Bank-insurance channels have transformed from previously neglected segments to battlegrounds for insurance giants. The May 2024 removal of commercial bank branch cooperation limits (previously capped at three insurers per branch annually) coincided with declining individual agent channels, prompting major insurers to reemphasize bank distribution.

As interest rates decline, maturing deposits seek reinvestment options, making insurance products on bank shelves attractive alternatives. Larger insurers with stronger brands and comprehensive services gain preferential customer selection.

Premium growth divergence intensified significantly. Industry data shows 75 life insurers' total new bank-insurance premiums reached 7568 billion yuan in 2024, with installment premiums declining 12% and single-premium products dropping 28%. Conversely, leading listed insurers reported new business value growth ranging from 62.7% to 516% in their bank-insurance channels.

The dominance continued through 2025, with seven major insurers collectively achieving nearly 8550 billion yuan in bank-insurance premiums. New premiums from this channel constituted 43.6% of total new premiums from both individual and bank channels. Despite high baseline growth, Ping An Insurance maintained 92.24% new premium growth in bank-insurance channels.

Network expansion highlights the scale advantage: one major insurer collaborates with over 100 banks, operating through 77,000 points of sale in 2025, while another partners with 56 banks, achieving over 20% workforce growth and 17% productivity improvement.

This represents a dimensional reduction competition against smaller insurers. The transition from simple distribution models to value competition emphasizing products and services favors large insurers, particularly amid declining premium rates. Larger companies' superior investment capabilities and asset management teams enable better dividend expectations for customers.

Market concentration intensifies, with seven listed life insurers capturing nearly 2.3 trillion yuan of the 4.36 trillion yuan total industry premiums in 2025. After excluding major bank-affiliated insurers, the remaining 50+ small and medium-sized insurers share less than 30% market share.

The profit gap appears more pronounced, with one major insurer's net profit exceeding 1500 billion yuan alone, while 57 non-listed insurers combined reported under 700 billion yuan in net profit.

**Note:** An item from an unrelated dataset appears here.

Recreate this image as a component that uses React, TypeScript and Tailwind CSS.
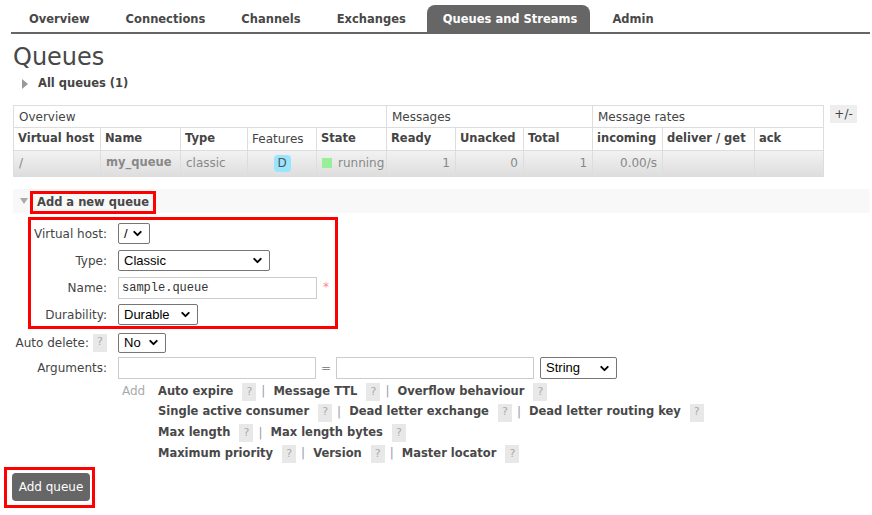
import { ChevronDown } from 'lucide-react';

const tabs = ['Overview', 'Connections', 'Channels', 'Exchanges', 'Queues and Streams', 'Admin'];

function Help() {
  return (
    <span className="inline-flex items-center justify-center w-[14px] h-[18px] bg-[#e8e8e8] text-[#aaa] text-[11px] font-normal">?</span>
  );
}

function Select({ value, width, height = 21 }: { value: string; width: number; height?: number }) {
  return (
    <div
      className="flex items-center justify-between border border-[#767676] bg-white pl-[5px] pr-[5px] text-[13px] text-black rounded-[2px]"
      style={{ width, height, fontFamily: '"Liberation Sans", Arial, sans-serif' }}
    >
      <span>{value}</span>
      <ChevronDown size={13} strokeWidth={3.5} />
    </div>
  );
}

function Input({ width, value }: { width: number; value?: string }) {
  return (
    <div
      className="flex items-center border border-[#ccc] bg-white h-[22px] px-[3px] text-[12px] text-[#333]"
      style={{ width, fontFamily: '"Liberation Mono", "Courier New", monospace' }}
    >
      {value}
    </div>
  );
}

function Links({ items }: { items: string[] }) {
  return (
    <div className="flex items-center h-[20.7px]">
      {items.map((label, i) => (
        <span key={label} className="flex items-center">
          <span className="font-bold text-[11.5px] text-[#484848]">{label}</span>
          <span className="ml-[9px]"><Help /></span>
          {i < items.length - 1 && <span className="text-[#99a] ml-[5px] mr-[8px]">|</span>}
        </span>
      ))}
    </div>
  );
}

export default function App() {
  const th = 'border border-[#ddd] px-[4px] text-left font-bold text-[11.5px] text-[#444] whitespace-nowrap';
  const td = 'border border-[#ddd] px-[5px] align-top pt-[3px] text-[#888] whitespace-nowrap';
  return (
    <div className="w-[872px] h-[515px] bg-white text-[12px] text-[#444] overflow-hidden" style={{ fontFamily: '"DejaVu Sans", Verdana, sans-serif' }}>
      {/* tabs */}
      <div className="pt-[5px] pl-[11px] pr-[2px]">
        <div className="flex border-b-2 border-[#666] h-[29px]">
          {tabs.map((t) => (
            <div
              key={t}
              className={`flex items-center pt-[3px] font-bold text-[11.5px] rounded-t-[8px] ${t === 'Queues and Streams' ? 'bg-[#666] text-white ml-[3px] pl-[16px] pr-[13px] mr-[4px]' : 'px-[18px] text-[#484848]'}`}
            >
              {t}
            </div>
          ))}
        </div>
      </div>

      <div className="pl-[13px] pr-[2px]">
        <h1 className="text-[24px] leading-[28px] mt-[9px] text-[#484848]">Queues</h1>
        <div className="flex items-center mt-[3px] ml-[9px] font-bold text-[11.5px] h-[20px]">
          <span className="w-0 h-0 border-y-[5px] border-y-transparent border-l-[6px] border-l-[#999] mr-[10px]" />
          All queues (1)
        </div>

        {/* table */}
        <div className="flex items-start mt-[11px]">
          <table className="table-fixed border-collapse w-[810px] text-[12px]">
            <colgroup>
              {[87, 80, 67, 69, 70, 69, 68, 69, 70, 92, 69].map((w, i) => (
                <col key={i} style={{ width: w }} />
              ))}
            </colgroup>
            <tbody>
              <tr className="h-[22px]">
                <td colSpan={5} className="border border-[#ddd] px-[5px] text-[#444]">Overview</td>
                <td colSpan={3} className="border border-[#ddd] px-[5px] text-[#444]">Messages</td>
                <td colSpan={3} className="border border-[#ddd] px-[5px] text-[#444]">Message rates</td>
              </tr>
              <tr className="h-[23px]">
                <th className={th}>Virtual host</th>
                <th className={th}>Name</th>
                <th className={th}>Type</th>
                <th className="border border-[#ddd] px-[4px] text-left font-normal text-[#444]">Features</th>
                <th className={th}>State</th>
                <th className={th}>Ready</th>
                <th className={th}>Unacked</th>
                <th className={th}>Total</th>
                <th className={th}>incoming</th>
                <th className={th}>deliver / get</th>
                <th className={th}>ack</th>
              </tr>
              <tr className="h-[26px] bg-gradient-to-b from-[#f2f2f2] to-[#dddddd]">
                <td className={td}>/</td>
                <td className={`${td} font-bold text-[11.5px] text-[#333]`}>my_queue</td>
                <td className={td}>classic</td>
                <td className={`${td} text-center`}>
                  <span className="inline-flex items-center justify-center w-[17px] h-[17px] rounded-[4px] bg-[#99e5ff] text-[#555] text-[12px]">D</span>
                </td>
                <td className={td}>
                  <span className="inline-flex items-center">
                    <span className="w-[10px] h-[10px] bg-[#99ee99] mr-[6px]" />running
                  </span>
                </td>
                <td className={`${td} text-right`}>1</td>
                <td className={`${td} text-right`}>0</td>
                <td className={`${td} text-right`}>1</td>
                <td className={`${td} text-right`}>0.00/s</td>
                <td className={td}></td>
                <td className={td}></td>
              </tr>
            </tbody>
          </table>
          <div className="ml-[6px] w-[27px] h-[18px] bg-[#eee] flex items-center justify-center text-[#444] text-[12px]">+/-</div>
        </div>

        {/* Add a new queue header */}
        <div className="mt-[12px] bg-[#f8f8f8] h-[24px] flex items-center">
          <span className="ml-[7px] w-0 h-0 border-x-[4px] border-x-transparent border-t-[6px] border-t-[#aaa] mr-[2px]" />
          <div className="border-[3px] border-[#f00] h-[23px] mt-[3px] px-[4px] flex items-center font-bold text-[11.5px] text-[#484848]">Add a new queue</div>
        </div>
      </div>

      {/* form */}
      <div className="pl-[13px] mt-[4px]">
        <div className="ml-[15px] w-[310px] border-[3px] border-[#f00] pt-[3px] pb-[1px] flex flex-col gap-[6px]">
          <div className="flex items-center h-[21px]">
            <span className="w-[76px] text-right">Virtual host:</span>
            <span className="ml-[11px]"><Select value="/" width={32} /></span>
          </div>
          <div className="flex items-center h-[21px]">
            <span className="w-[76px] text-right">Type:</span>
            <span className="ml-[11px]"><Select value="Classic" width={152} /></span>
          </div>
          <div className="flex items-center h-[21px]">
            <span className="w-[76px] text-right">Name:</span>
            <span className="ml-[11px]"><Input width={199} value="sample.queue" /></span>
            <span className="ml-[6px] text-[#f88] text-[12px] -mt-[2px]">*</span>
          </div>
          <div className="flex items-center h-[21px]">
            <span className="w-[76px] text-right">Durability:</span>
            <span className="ml-[11px]"><Select value="Durable" width={80} /></span>
          </div>
        </div>

        <div className="flex items-center h-[21px] mt-[3px]">
          <span className="w-[94px] flex items-center justify-end gap-[4px]">Auto delete: <Help /></span>
          <span className="ml-[11px]"><Select value="No" width={48} height={20} /></span>
        </div>

        <div className="flex items-center h-[22px] mt-[4px]">
          <span className="w-[94px] text-right">Arguments:</span>
          <span className="ml-[11px]"><Input width={198} /></span>
          <span className="mx-[5px] text-[#888]">=</span>
          <Input width={198} />
          <span className="ml-[6px]"><Select value="String" width={77} height={22} /></span>
        </div>

        <div className="flex mt-[2px] ml-[109px]">
          <span className="text-[#aaa] w-[36px] h-[20px] flex items-center">Add</span>
          <div className="flex flex-col">
            <Links items={['Auto expire', 'Message TTL', 'Overflow behaviour']} />
            <Links items={['Single active consumer', 'Dead letter exchange', 'Dead letter routing key']} />
            <Links items={['Max length', 'Max length bytes']} />
            <Links items={['Maximum priority', 'Version', 'Master locator']} />
          </div>
        </div>
      </div>

      <div className="ml-[4px] mt-[3px] w-[91px] h-[41px] border-[3px] border-[#f00] pl-[5px] pt-[3px]">
        <div className="w-[78px] h-[28px] bg-[#666] rounded-[4px] text-white flex items-center justify-center text-[12px]">Add queue</div>
      </div>
    </div>
  );
}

Additional challenges emerge for smaller players: they cannot compete through high-yield products amid dynamic rate adjustments, face constraints in capital-intensive asset allocation, and carry high legacy policy costs from high-interest era expansion. Ongoing low government bond yields necessitate substantial reserve provisions, particularly straining smaller insurers' net assets and profitability.

Stricter solvency regulations effective in 2026, including a 35% cap on future policy surplus recognition, further pressure smaller insurers. Currently, 19 life insurers have delayed solvency report disclosures.

Historical parallels warrant caution. Japan's life insurance industry experienced bankruptcy waves during low-rate environments due to interest spread losses. Between 1997-2001, seven insurers collapsed, representing 10% of industry assets and one-third of domestic companies.

Domestically, several insurers have entered risk resolution processes in recent years, with participation shifting from insurance protection funds to major insurers and local state-owned capital.

Industry experts suggest that as more small and medium-sized insurers struggle to adapt, acquisition opportunities may emerge. Some professionals argue the market may not require numerous insurance companies, noting that mature markets like Europe and America evolved through consolidation waves toward highly concentrated structures.

Survival for smaller insurers may depend on developing specialized niches and distinctive competitive advantages in the evolving landscape.